Saturday, January 30, 2016

The Fed's Rate Hike Was A Bit of an Outlier

Contra the IBD headline, I think the mistake was keeping rates too low for too long.
So, if the Fed is going to have any maneuvering room on rates before going negative during the next recession, raising them sooner is better than later, or never.

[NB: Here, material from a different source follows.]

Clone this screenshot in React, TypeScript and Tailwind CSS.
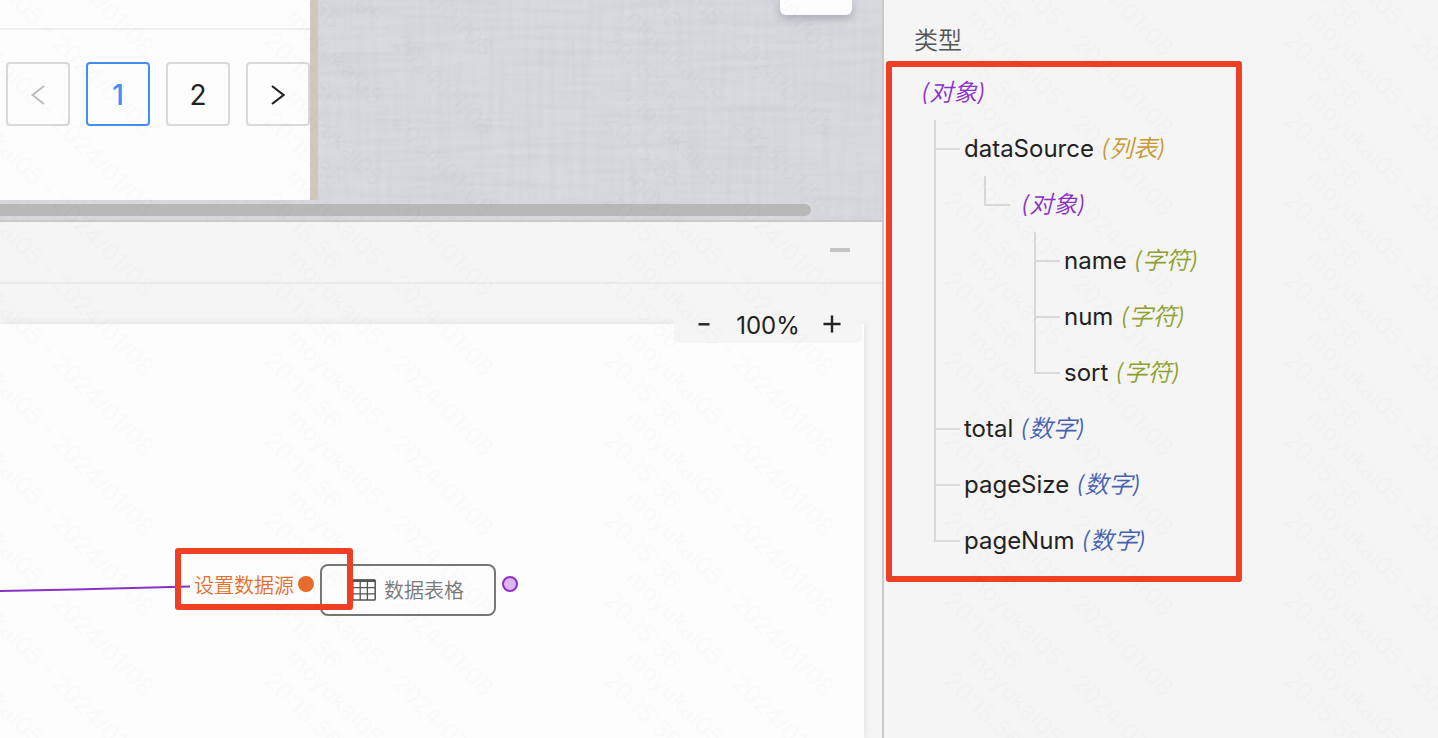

From Investors Business Daily:

The Fed’s Historic Rate-Hike Mistake — In One Chart 
Janet Yellen’s Federal Reserve has done something that no other Fed has done since Paul Volcker aimed to quash runaway inflation in the early 1980s, even if it meant a recession — and it did.
New Commerce Department data out Friday show that nominal GDP grew at a 1.5% annualized rate in the fourth quarter, casting further doubt on the Fed’s decision to begin hiking its key interest rate in December. (Inflation-adjusted GDP rose just 0.7% in Q4.)
http://www.investors.com/wp-content/uploads/2016/01/ECON20-fed-020116.jpg
With the exception of Volcker’s interest-rate hike in early 1982 amid a recession, no other Fed has raised rates during a quarter in which nominal GDP grew less than 3%, dating back to the early 1970s.

In fact, a rate hike when nominal GDP is growing less than 4% is extremely rare. From 1983 to 2014, it only happened twice, and one of those times (the second quarter of 1986), the Fed cut rates by a half-point before retracting 1/8th of a point of the reduction.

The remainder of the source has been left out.